On the hunt for strikers

Hughes must have done a lot of media on Thursday, because there's all sorts of interesting things floating about. And there's quite a few stories in the Friday 'papers about our pursuit of a new, expensive, top quality centre forward.

Most focus is given to Hughes' comments on Roque Santa Cruz. Speaking about the long-time transfer target who has missed most of this season with injuries, he said:

"We have to make sure that any player we bring to the club is likely to be a success," Hughes said. "You look at all things when you bring in a player, and the injury record is one of those things. You have to do your due diligence; if you don't, then mistakes can be made. Our targets may well change because you can't put all your eggs in one basket. Roque was fit and strong for me in that first year when I was his manager [at Blackburn] and he played exceptionally well. He's a very talented player but thankfully he's not available when we play them on Saturday."

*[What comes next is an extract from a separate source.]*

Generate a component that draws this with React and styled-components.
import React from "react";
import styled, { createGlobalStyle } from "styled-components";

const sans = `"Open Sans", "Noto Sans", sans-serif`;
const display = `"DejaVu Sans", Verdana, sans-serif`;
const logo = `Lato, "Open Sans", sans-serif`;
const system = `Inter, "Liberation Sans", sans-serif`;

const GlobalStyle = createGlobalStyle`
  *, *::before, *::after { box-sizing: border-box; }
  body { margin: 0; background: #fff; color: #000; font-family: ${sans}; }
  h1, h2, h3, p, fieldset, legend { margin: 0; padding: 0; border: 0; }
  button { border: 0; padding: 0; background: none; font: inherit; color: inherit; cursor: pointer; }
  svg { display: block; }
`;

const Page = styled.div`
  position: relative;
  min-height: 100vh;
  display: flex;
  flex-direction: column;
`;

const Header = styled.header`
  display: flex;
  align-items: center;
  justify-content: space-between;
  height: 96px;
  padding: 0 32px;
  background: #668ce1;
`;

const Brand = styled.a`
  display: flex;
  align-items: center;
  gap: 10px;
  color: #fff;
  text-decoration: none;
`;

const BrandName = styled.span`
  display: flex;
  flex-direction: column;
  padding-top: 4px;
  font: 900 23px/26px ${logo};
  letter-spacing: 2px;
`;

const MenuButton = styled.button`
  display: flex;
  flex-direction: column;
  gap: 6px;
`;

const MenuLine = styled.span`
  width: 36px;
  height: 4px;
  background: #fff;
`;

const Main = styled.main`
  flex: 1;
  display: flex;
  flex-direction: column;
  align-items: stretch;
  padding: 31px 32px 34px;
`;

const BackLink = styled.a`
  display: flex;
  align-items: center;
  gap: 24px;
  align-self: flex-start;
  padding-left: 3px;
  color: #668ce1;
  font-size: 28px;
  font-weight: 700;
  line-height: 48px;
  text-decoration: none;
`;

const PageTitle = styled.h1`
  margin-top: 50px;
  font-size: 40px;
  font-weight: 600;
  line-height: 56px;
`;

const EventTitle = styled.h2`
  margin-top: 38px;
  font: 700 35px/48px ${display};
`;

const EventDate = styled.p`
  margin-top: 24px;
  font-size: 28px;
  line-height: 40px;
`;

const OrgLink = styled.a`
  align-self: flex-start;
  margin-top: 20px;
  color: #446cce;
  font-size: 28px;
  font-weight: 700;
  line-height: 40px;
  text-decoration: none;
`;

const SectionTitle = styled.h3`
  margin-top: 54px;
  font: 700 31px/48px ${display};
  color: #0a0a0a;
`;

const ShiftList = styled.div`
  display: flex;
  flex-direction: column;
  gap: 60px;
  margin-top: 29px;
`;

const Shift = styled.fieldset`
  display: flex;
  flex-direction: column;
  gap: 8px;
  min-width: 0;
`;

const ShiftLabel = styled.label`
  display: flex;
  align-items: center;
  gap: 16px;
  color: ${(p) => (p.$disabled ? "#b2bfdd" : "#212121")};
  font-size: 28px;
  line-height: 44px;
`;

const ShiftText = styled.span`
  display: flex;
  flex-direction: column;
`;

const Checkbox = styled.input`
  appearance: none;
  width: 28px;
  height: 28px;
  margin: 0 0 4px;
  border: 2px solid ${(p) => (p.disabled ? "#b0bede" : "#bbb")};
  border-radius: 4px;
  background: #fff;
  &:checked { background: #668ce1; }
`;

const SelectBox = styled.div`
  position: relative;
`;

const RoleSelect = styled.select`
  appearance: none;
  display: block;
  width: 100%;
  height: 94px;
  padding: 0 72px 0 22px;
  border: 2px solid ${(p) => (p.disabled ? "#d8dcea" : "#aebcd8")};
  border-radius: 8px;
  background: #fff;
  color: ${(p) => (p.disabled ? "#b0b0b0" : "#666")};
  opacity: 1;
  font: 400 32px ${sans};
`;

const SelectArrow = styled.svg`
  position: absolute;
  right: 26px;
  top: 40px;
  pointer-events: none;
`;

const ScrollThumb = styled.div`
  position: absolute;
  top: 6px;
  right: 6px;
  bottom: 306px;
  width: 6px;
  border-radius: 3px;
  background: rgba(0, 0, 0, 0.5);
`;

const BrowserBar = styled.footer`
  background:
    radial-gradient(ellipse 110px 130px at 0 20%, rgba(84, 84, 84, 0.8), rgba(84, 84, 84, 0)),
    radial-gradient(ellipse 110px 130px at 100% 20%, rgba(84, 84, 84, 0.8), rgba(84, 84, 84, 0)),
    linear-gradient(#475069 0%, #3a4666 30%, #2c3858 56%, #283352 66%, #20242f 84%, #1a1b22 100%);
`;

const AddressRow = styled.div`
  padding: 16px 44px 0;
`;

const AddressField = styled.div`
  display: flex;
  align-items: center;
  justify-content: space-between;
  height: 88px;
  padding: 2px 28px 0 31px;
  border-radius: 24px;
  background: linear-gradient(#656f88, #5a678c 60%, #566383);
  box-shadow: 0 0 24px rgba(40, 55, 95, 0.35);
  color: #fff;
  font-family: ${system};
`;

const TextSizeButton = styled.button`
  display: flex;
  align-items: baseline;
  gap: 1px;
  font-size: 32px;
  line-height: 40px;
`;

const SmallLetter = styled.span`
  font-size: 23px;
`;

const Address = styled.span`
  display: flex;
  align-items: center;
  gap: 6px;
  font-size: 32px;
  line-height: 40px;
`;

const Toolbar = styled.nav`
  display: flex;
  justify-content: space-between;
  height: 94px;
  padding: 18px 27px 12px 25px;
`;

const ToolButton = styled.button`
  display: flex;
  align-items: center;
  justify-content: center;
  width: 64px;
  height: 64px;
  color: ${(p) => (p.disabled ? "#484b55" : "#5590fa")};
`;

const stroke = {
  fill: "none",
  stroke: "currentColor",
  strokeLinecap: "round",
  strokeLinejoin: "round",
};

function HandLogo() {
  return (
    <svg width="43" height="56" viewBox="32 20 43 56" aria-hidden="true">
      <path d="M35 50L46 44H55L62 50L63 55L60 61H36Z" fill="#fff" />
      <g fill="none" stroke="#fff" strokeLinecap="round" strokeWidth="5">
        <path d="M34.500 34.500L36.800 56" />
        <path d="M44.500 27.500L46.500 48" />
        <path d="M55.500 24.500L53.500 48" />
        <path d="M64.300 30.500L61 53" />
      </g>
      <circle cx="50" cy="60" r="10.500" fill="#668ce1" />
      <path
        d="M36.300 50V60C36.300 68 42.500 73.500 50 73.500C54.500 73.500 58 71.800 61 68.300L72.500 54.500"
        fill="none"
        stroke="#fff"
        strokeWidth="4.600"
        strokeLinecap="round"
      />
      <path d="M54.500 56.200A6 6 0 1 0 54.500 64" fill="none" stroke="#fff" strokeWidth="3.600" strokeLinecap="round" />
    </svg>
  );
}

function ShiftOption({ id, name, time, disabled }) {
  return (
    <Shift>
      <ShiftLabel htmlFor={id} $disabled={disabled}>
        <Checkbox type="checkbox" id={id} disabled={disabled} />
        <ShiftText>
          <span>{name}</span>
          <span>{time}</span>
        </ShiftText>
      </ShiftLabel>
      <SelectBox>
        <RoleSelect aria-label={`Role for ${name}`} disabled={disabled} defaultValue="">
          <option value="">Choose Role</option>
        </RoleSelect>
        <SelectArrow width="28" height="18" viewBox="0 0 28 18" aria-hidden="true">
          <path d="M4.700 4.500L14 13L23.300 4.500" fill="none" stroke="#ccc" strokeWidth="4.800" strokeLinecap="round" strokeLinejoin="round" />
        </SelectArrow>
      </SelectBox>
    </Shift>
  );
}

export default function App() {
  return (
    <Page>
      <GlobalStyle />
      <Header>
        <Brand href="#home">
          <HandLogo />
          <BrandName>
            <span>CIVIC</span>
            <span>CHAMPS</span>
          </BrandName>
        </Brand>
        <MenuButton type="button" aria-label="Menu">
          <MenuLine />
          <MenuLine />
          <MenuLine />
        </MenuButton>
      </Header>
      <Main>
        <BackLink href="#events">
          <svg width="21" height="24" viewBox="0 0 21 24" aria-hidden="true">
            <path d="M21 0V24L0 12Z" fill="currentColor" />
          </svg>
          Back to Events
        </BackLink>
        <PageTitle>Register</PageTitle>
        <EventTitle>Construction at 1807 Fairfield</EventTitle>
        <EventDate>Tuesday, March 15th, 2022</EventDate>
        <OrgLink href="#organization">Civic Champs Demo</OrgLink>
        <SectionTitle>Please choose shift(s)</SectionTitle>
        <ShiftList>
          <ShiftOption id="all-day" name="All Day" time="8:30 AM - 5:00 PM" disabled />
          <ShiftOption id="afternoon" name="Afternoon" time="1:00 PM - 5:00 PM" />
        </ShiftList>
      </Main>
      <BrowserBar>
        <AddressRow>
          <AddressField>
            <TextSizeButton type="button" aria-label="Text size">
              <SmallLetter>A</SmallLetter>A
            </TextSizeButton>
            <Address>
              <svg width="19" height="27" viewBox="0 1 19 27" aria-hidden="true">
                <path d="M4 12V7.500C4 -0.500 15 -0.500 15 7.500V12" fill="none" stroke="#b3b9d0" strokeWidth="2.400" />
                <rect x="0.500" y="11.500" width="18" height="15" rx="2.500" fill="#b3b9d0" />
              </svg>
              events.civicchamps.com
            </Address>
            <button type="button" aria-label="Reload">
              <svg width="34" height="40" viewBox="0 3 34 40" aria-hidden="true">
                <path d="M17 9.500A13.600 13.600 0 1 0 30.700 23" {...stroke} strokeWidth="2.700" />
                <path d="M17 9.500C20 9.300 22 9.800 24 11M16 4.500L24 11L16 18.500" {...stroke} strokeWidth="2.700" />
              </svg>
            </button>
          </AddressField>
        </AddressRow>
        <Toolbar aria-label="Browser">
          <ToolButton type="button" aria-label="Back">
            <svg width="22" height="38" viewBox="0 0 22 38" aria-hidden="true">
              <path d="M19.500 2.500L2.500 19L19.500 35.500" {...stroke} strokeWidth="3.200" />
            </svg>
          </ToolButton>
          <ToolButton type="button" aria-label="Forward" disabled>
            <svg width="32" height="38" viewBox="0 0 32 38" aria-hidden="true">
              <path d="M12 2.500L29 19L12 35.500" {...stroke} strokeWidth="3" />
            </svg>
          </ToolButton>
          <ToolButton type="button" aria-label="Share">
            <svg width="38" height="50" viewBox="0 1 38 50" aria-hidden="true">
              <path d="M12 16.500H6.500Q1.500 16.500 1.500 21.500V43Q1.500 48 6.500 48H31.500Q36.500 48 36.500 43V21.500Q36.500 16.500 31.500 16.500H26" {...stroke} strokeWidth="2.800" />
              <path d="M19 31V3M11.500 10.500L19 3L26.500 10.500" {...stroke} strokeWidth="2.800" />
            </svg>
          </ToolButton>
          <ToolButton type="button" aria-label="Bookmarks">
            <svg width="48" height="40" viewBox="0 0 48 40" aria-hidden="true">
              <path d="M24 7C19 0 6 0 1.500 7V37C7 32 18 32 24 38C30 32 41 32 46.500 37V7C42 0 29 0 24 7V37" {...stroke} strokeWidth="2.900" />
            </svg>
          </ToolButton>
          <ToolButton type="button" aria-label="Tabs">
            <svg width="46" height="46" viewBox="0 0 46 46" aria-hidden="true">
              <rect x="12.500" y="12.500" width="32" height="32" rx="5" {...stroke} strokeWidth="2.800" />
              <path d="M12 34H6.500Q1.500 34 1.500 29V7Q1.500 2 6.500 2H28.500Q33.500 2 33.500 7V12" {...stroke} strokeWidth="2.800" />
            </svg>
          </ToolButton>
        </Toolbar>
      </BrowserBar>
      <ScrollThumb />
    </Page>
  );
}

To me this sounds like a real cooling off. Roque Santa Cruz made sense as a signing last summer, and in January. But after a very quiet season, and with a summer window and bags of money to throw at this, he may no longer be the best we can do. I was surprised, then, to read Daniel Taylor's claim that RSC remains 'likely' to be 'the first piece of transfer business for City this summer.' Should Hughes' concerns over Santa Cruz's injury be too much, Taylor mentions Peter Crouch as a possible alternative.

Ian Herbert's take on the situation is rather different. He writes that Hughes' position on Santa Cruz 'remains unclear' due to the injury situation, which sounds closer to the mark. The other option Herbert talks up though, is at the opposite end of the market - another bid for David Villa:

An over-reliance on Craig Bellamy has already illustrated that another striker is Hughes' prime target. Barcelona's Thierry Henry is another in whom Cook has taken an active interest. But Villa, 27, fits the clean-cut image which seems to be among City's considerations in their pursuit of marquee names and also has the maturity which – Bellamy aside – the club's current collection of strikers lacks. City's biggest challenge would be persuading the player, a home-loving Spaniard who seems more disposed to joining Barcelona or Real, to sign. Silva, 23, an attacking midfielder capable of playing on either side of the pitch, may be a more promising prospect.

This is an immeasurably more attractive prospect. We know that Hughes tried to sign Villa (along with Valencia team mate David Silva) in January, but we walked away having been quoted a ludicrous price. There's no disputing that we can pay off a hefty chunk of Los Che's debt this summer in exchange for Villa. The problem, though, is the one we had with Kaká: How do you persuade a world class footballer to play for a mid-table side? We got lucky with Robinho - his discontent in Madrid was such that he was willing to take a chance on a move. But this summer Villa is likely to have offers from three elite clubs: Chelsea, Real Madrid and Barcelona. And while he may just countenance leaving Spain to play for Chelsea, can he be persuaded to pull on a lighter shade of blue next season?

It's a question we're going to hear regarding quite a few players this summer.